Martha Crawford (left), with Mari Becker, says "I could live here!"

There's something new happening in King County. You may have noticed it in our neighborhood coffee shops, with a sign about a new monthly Alzheimer's Café. Or at the Frye Art Museum, with an arts engagement series tailored for persons living with dementia. Or at the Woodland Park Zoo, with a weekly memory loss walking group. Or at Seattle's Greenwood Public Library, with the start of an early stage memory loss book discussion group.

Throughout our community, a movement is brewing. It's a movement—momentia—transforming what it means to live with dementia in community, changing the story from one of fear and isolation to one of hope, connection, and finding joy in the moment.

This movement recognizes the strengths and gifts of our friends, family members and neighbors who live with dementia, and is exhibited by the growing number of dementia-friendly opportunities abounding in public and cultural venues. It's a movement propelled by persons living with dementia, as well as organizations like Elderwise, Full Life Care, Seattle Parks and Recreation, Taproot Theatre, the Frye Art Museum, the Alzheimer's Association, Greenwood Senior Center, West Seattle Senior Center, Southeast Seattle Senior Center, and more. It's a movement in which we can all take part.
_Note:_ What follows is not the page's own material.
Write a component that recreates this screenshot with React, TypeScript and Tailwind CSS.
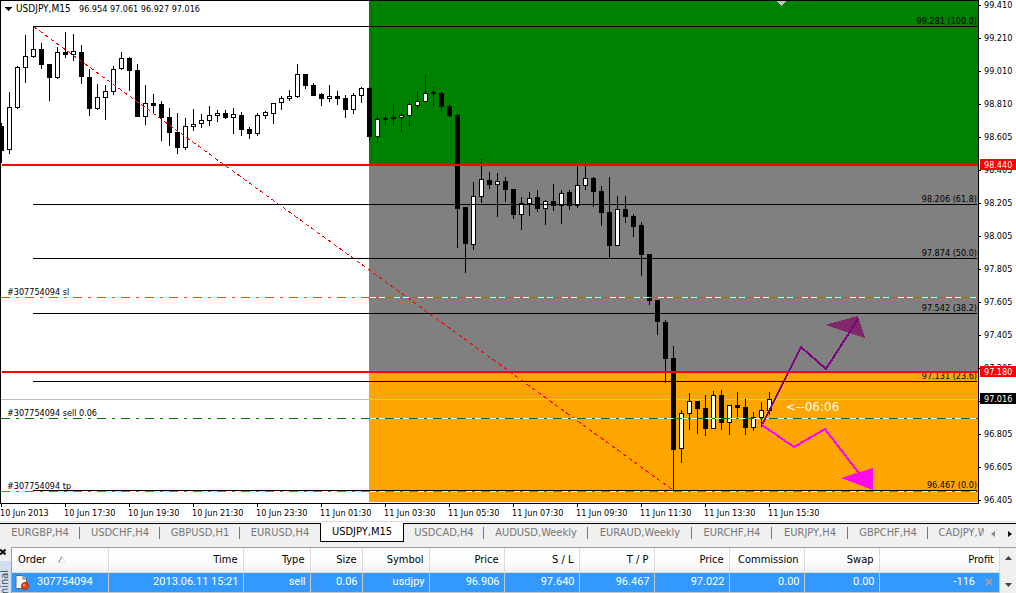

Momentia participants and community volunteers enjoy a delicious lunch with produce grown at the urban farm.

While innovative dementia-friendly programming is taking place throughout the area, one of the most interesting outcomes emerged from a community-development process in southeast Seattle. Last December, a small group of persons who live with dementia, care partners, and organizations came together to discover what kinds of dementia-friendly programs might best reflect the interests in the neighborhood. Representatives from Southeast Seattle Senior Center, Seattle Parks and Recreation's Lifelong Recreation Programs, Elderwise, and Full Life Care facilitated the gathering, while persons living with dementia demonstrated their interests and then suggested ways to turn a passion into a community-based program.

Some of the top recommendations included a drum circle, a multi-media performance showcasing the strengths of persons with dementia, and a volunteer program involving gardening. As time moved along, this group continued to meet and develop these ideas. Within a few months, the group connected with the Rainier Beach Urban Farm and Wetlands and launched its first dementia-friendly program in the area—a monthly volunteer program on the farm.

Care partners like Daphne Jones enjoy gardening, too.

The program welcomes persons living with dementia, family, and friends to join in the regular Friday volunteer program hosted by Seattle Tilth. With support from MSW intern Bo Lee, Elderwise, and Seattle Parks and Recreation, adaptations were made to include both seated and active volunteer tasks that provide a successful and meaningful volunteer experience for persons living with dementia.

From planting seeds, to removing bindweed, to watering peppers, the farm offers an abundance of opportunities. Produce from the farm supports Seattle Tilth's programs like community kitchens and nutrition education in schools.

Beyond the chance to give back—one of the things persons living with dementia often report missing from their lives, with the loss of work and/or accessible volunteer opportunities—the farm offers a peaceful environment in which volunteers can connect with nature and enjoy the simple pleasures of getting dirt underneath their fingernails, tasting the burst of flavor in a ground cherry, or breathing in the fresh air.

After volunteering, participants come together with the variety of other community volunteers, including high school students and Ethiopian elders, and enjoy a delicious lunch prepared using produce from the farm.

Southeast Seattle residents with dementia, their care partners, and organizations came together to discover what kinds of dementia-friendly programs might best reflect the interests in the neighborhood.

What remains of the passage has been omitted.